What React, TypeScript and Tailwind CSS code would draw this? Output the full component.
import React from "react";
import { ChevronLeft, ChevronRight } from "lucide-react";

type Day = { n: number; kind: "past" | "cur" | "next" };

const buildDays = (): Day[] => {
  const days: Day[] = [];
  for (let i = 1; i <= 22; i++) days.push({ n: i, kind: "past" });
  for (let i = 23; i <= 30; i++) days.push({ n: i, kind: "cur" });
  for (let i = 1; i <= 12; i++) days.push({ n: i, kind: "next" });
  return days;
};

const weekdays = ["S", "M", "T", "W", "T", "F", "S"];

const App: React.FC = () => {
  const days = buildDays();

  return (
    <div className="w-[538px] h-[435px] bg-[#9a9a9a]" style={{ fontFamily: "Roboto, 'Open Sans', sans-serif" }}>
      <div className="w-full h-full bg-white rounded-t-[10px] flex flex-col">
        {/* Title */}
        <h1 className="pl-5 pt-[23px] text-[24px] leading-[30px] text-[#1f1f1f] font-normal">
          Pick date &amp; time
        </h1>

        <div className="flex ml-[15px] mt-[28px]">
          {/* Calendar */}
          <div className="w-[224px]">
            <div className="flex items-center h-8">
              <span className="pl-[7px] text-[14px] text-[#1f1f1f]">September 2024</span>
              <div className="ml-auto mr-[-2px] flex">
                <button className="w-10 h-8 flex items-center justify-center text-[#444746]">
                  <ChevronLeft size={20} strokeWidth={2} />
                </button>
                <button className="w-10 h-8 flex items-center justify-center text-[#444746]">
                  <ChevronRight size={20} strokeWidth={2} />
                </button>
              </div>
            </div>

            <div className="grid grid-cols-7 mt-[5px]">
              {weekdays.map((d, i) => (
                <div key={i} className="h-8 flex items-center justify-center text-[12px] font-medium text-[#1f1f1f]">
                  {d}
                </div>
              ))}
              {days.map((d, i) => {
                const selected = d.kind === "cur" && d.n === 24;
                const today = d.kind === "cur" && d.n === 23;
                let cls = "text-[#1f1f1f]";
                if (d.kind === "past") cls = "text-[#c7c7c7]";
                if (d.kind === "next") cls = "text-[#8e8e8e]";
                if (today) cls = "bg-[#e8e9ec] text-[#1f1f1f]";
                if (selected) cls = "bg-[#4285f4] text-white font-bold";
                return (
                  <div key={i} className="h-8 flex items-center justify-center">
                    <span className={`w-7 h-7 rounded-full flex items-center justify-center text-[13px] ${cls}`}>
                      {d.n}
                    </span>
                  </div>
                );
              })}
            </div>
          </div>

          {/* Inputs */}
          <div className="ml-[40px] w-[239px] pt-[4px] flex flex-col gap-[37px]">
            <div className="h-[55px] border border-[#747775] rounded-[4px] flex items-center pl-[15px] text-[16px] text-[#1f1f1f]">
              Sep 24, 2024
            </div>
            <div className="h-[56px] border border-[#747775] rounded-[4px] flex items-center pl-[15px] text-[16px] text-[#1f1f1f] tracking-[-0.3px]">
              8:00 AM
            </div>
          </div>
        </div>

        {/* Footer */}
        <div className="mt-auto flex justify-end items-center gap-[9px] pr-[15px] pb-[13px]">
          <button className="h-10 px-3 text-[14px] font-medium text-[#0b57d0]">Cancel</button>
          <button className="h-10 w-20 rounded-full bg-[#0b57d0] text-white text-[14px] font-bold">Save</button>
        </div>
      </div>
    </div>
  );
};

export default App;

THE EXERCISE
Please print the material above exactly as it appears, from its first line through the line containing "const days = buildDays();", inclusive, and stop there.

OUTPUT OF THE EXERCISE
What React, TypeScript and Tailwind CSS code would draw this? Output the full component.
import React from "react";
import { ChevronLeft, ChevronRight } from "lucide-react";

type Day = { n: number; kind: "past" | "cur" | "next" };

const buildDays = (): Day[] => {
  const days: Day[] = [];
  for (let i = 1; i <= 22; i++) days.push({ n: i, kind: "past" });
  for (let i = 23; i <= 30; i++) days.push({ n: i, kind: "cur" });
  for (let i = 1; i <= 12; i++) days.push({ n: i, kind: "next" });
  return days;
};

const weekdays = ["S", "M", "T", "W", "T", "F", "S"];

const App: React.FC = () => {
  const days = buildDays();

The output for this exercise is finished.